REPORT OF FOREIGN ISSUER
PURSUANT TO RULE 13a-16 OR 15d-16 OF THE
SECURITIES EXCHANGE ACT OF 1934
 
THROUGH April 25, 2008

(Commission File No. 1-14477)
 

 
BRASIL TELECOM PARTICIPAÇÕES S.A.
(Exact name of registrant as specified in its charter)
 
BRAZIL TELECOM HOLDING COMPANY
(Translation of Registrant's name into English)
 


SIA Sul, Área de Serviços Públicos, Lote D, Bloco B
Brasília, D.F., 71.215-000
Federative Republic of Brazil
(Address of Regristrant's principal executive offices)



Indicate by check mark whether the registrant files or will file
annual reports under cover Form 20-F or Form 40-F.

Form 20-F ___X___ Form 40-F ______

Indicate by check mark if the registrant is submitting the Form 6-K
in paper as permitted by Regulation S-T Rule 101(b)(1)__.

Indicate by check mark if the registrant is submitting the Form 6-K
in paper as permitted by Regulation S-T Rule 101(b)(7)__.

Indicate by check mark whether the registrant by furnishing the
information contained in this Form is also thereby furnishing the
information to the Commission pursuant to Rule 12g3-2(b) under
the Securities Exchange Act of 1934.

Yes ______ No ___X___

If "Yes" is marked, indicated below the file number assigned to the
registrant in connection with Rule 12g3-2(b):

 



  Investor Relations 
  (55 61) 3415-1140 
  ri@brasiltelecom.com.br 
   
  Media Relations 
  (55 61) 3415-1378 
  cesarb@brasiltelecom.com.br 

BRASIL TELECOM S.A.    BRASIL TELECOM PARTICIPAÇÕES S.A. 
Publicly Held Company    Publicly Held Company 
Corporate Taxpayer Registration CNPJ/MF:    Corporate Taxpayer Registration CNPJ/MF: 
76.535.764/0001-43    02.570.688/0001-70 
Board of Trade 53 3 0000622-9    Board of Trade 53 3 0000581- 8 

MATERIAL FACT

BRASIL TELECOM PARTICIPAÇÕES S.A. and BRASIL TELECOM S.A. (jointly with 14 Brasil Telecom Celular S.A.) (“Brasil Telecom Parties”), pursuant to article157 of Law 6.404/76 and CVM Instruction 358/02, hereby informs the Shareholders and the market in general that:

1 – On the present date, the Parties Brasil Telecom ((by itself and its Affiliates ), Opportunity Fund and the remaining Parties Opportunity/Banco Opportunity (by itself and its Affiliates) executed, jointly with Telemar Norte Leste S.A. (“Telemar”), a “Public Instrument of Transaction, Renunciation, and Settlement” (“Instrument of Settlement”), under which the Parties Brasil Telecom and the parties Opportunity/Banco Opportunity established the terms and conditions to settle the current Claims and to prevent new Claims between the said Parties.

2 – As also divulged on this date through the related material fact, Telemar is interested in hiring the Party Brasil Telecom and its direct and indirect subsidiaries, without Telemar acting as a Party or being involved, either directly or indirectly, in disputes and claims of any nature among the Parties Opportunity/Banco Opportunity and the Parties Brasil Telecom (and their respective Affiliates).

3 – As generally known, the Parties Brasil Telecom and the Parties Opportunity/Banco Opportunity (and their respective Affiliates) are involved in disputes and litigations, both in Brazil and abroad.
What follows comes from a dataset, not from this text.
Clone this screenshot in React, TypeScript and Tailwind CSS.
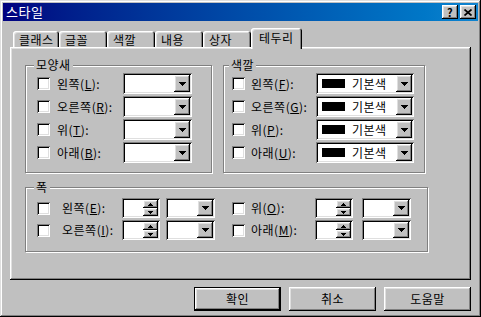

The said Parties, without recognizing the origin or assuming any responsibilities related to their reciprocal claims, concluded that it is their mutual interest to avoid the expenditure of time, efforts and resources in the continuation of the current Claims, and in the pursuit of any other future claims.

4 – Within the scope of the Instrument of Settlement, and to settle the Claims between the Parties Brasil Telecom and the Parties Opportunity/Banco Opportunity, so as to achieve the goal indicated in the item 2 above, Telemar engaged to pay the Brasil Telecom Parties a total value of R$ 175.730.000,00 ( one hundred seventy five million, seven hundred and thirty thousand reais)

5 – The previously mentioned sum will be paid in two installments. The first, in the amount of R$80.814.000,00 (eighty million, eight hundred and fourteen thousand reais), will be paid immediately, on behalf of Brasil Telecom S.A. , with the settlement of litigations between the same and the Parties Opportunity/Banco Opportunity, which are in progress abroad. The remaining installment in the amount of R$94.916.000,00 (ninety four million, nine hundred and sixteen thousand reais), will be divided into (i) R$89.071.000,00 (eighty nine million and seventy one thousand reais) on behalf of Brasil Telecom S.A. and (ii) R$5.845.000,00 (five million, eight hundred and forty five thousand reais) on behalf of Brasil Telecom Participações S.A.. Such remaining installment will be settled after approval of the transactions in the litigations which are in progress in Brazil by the Brasil Telecom S.A. and Brasil Telecom Participações S.A.’s Shareholders’ Meetings to be especially convened,.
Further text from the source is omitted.